Experten des Weltbiodiversitätsrats warnen vor dem Aussterben von einer Million Tier- und Pflanzenarten schon in den nächsten zehn Jahren und den Folgen für die Lebensgrundlage der Menschen. Seit Montag beraten rund 200 Vertragsstaaten der UNO-Konvention für die biologische Vielfalt (CBD) bei der Weltnaturkonferenz in der südwestchinesischen Stadt Kunming über eine Vorgehensweise, um diesem rasanten und gefährlichen Aussterben entgegenzuwirken. Es geht um Ziele für ein neues Rahmenabkommen - vergleichbar mit dem Pariser Klimaabkommen, auch wenn es weniger bindend sein wird.

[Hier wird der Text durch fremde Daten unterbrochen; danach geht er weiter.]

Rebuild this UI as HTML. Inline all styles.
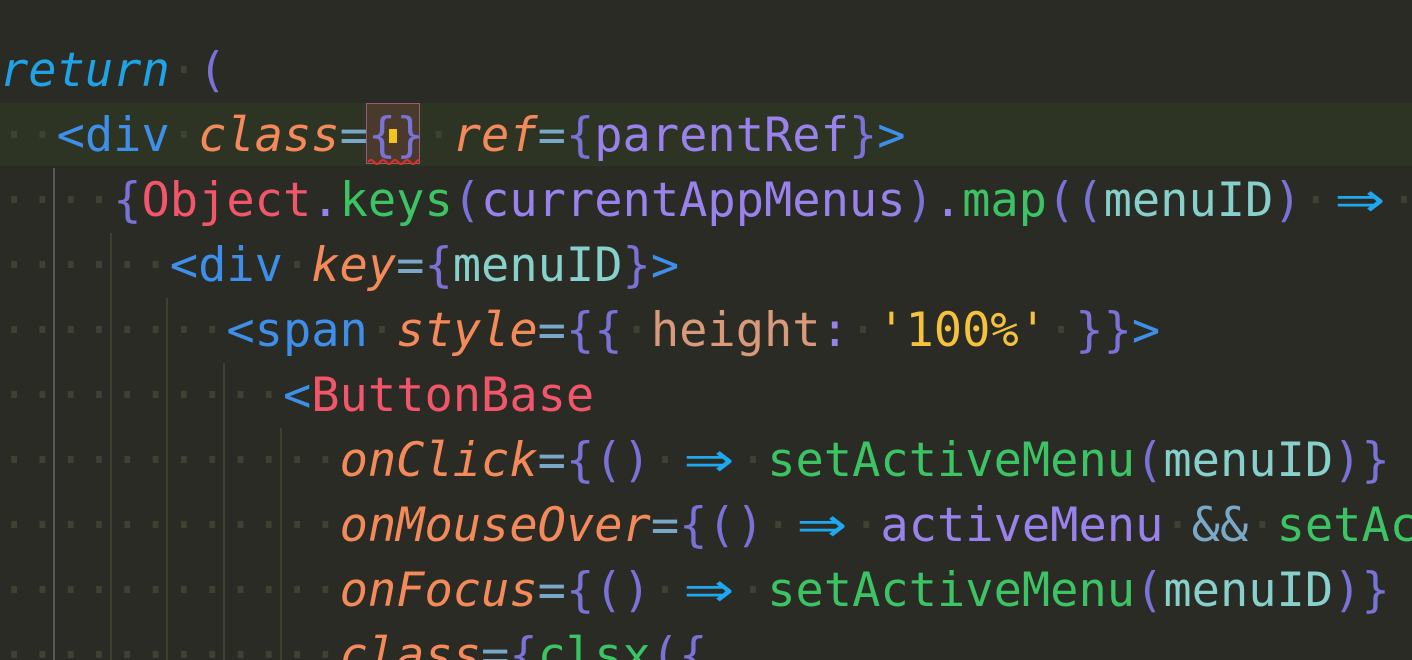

Die virtuell stattfindende Konferenz war schon im Oktober 2020 geplant, wurde aber wegen der Pandemie verschoben und aufgeteilt. Trotz der Dringlichkeit, gegen das Artensterben vorzugehen, wurden Erwartungen für die Beratungen heruntergeschraubt. Auf dem Treffen soll zunächst nur eine "Erklärung von Kunming" verabschiedet werden. Es soll weitere Verhandlungen im Jänner vorbereiten, bevor die Strategie bei einem Präsenztreffen vom 25. April bis 8. Mai in Kunming verabschiedet werden soll.

20 Ziele verpufft

Die Umweltschutzorganisation Greenpeace Österreich plädierte für "starke Ziele". So müssten 30 Prozent der Meere bis zum Jahr 2030 unter starken Schutz gestellt werden "Für unsere Artenvielfalt ist es fünf vor zwölf. Die Profitgier von Industrien hat zu einer Biodiversitätskrise geführt. Die Meere werden leergefischt, die Wälder in Brand gesetzt und Natur zubetoniert. Politikerinnen und Politiker müssen endlich das Ruder herumreißen und bis zum nächsten Jahr nicht nur starke Artenschutzziele, sondern auch ein Regelwerk beschließen, mit dem diese Ziele erreicht und Tier und Pflanzenarten langfristig geschützt werden können", so Lukas Meus, Biodiversitätsexperte bei Greenpeace.

20 Ziele zum Schutz der Artenvielfalt hatte sich die internationale Staatengemeinschaft 2010 gesetzt, die sogenannten Aichi-Ziele, benannt nach dem Verhandlungsort, der japanischen Präfektur Aichi. 2021 ist man davon weiter entfernt als jemals zu vor. Seit 1970 haben allein die Wirbeltier-Populationen im globalen Schnitt um 60 bis 70 Prozent abgenommen. Die Population von mehr als 40 Prozent der Insektenarten nimmt ab, ein Drittel ist vom Aussterben bedroht.

Deswegen fordern Greenpeace, Attac, die Katholische Jungschar, Fridays for Future und ÖBV-Via Campesina Austria in einem gemeinsamen Manifest eine Kehrtwende der Umweltpolitik, sagt Ursula Bittner von Greenpeace Österreich. Laut Manifest sterben jeden Tag 150 Tier- und Pflanzenarten aus, weil die Artenschutzmaßnahmen der Vergangenheit praktisch nicht wirksam waren.

"In den kommenden Monaten muss ein Durchbruch beim Artenschutz gelingen wie beim Pariser Klimaabkommen für den Klimaschutz", forderte der deutsche Entwicklungsminister Gerd Müller in Medienberichten. "Denn wir haben keine Zeit zu verlieren." Er erwarte von China als Gastgeber eine Führungsrolle. Der Artenschutz ist nach seinen Worten auch Vorbeugung gegen neue Pandemien: "Je mehr natürliche Lebensräume vernichtet werden, umso größer wird die Gefahr, dass weitere Viren vom Tier auf den Menschen überspringen und schwere Krankheiten auslösen."

Standards mit der WTO

Auch sollten die Industrieländer ihre Mittel zum Erhalt der Biodiversität in ärmeren Ländern verdoppeln, so Müller. Mit der Welthandelsorganisation (WTO) müssten zudem Mindeststandards für "entwaldungsfreie Lieferketten" verankert werden. "In Rotterdam oder Hamburg darf kein Schiff mehr anlegen, das Palmöl- und Sojaprodukte aus nicht zertifizierter Produktion zu uns bringt."

Die Konvention sei von "entscheidender Bedeutung", sagte Morgan Gillespy vom Resources Institute. "Wir sind auf die biologische Vielfalt angewiesen, um die Umwelt zu regulieren und einen bewohnbaren Planeten zu erhalten."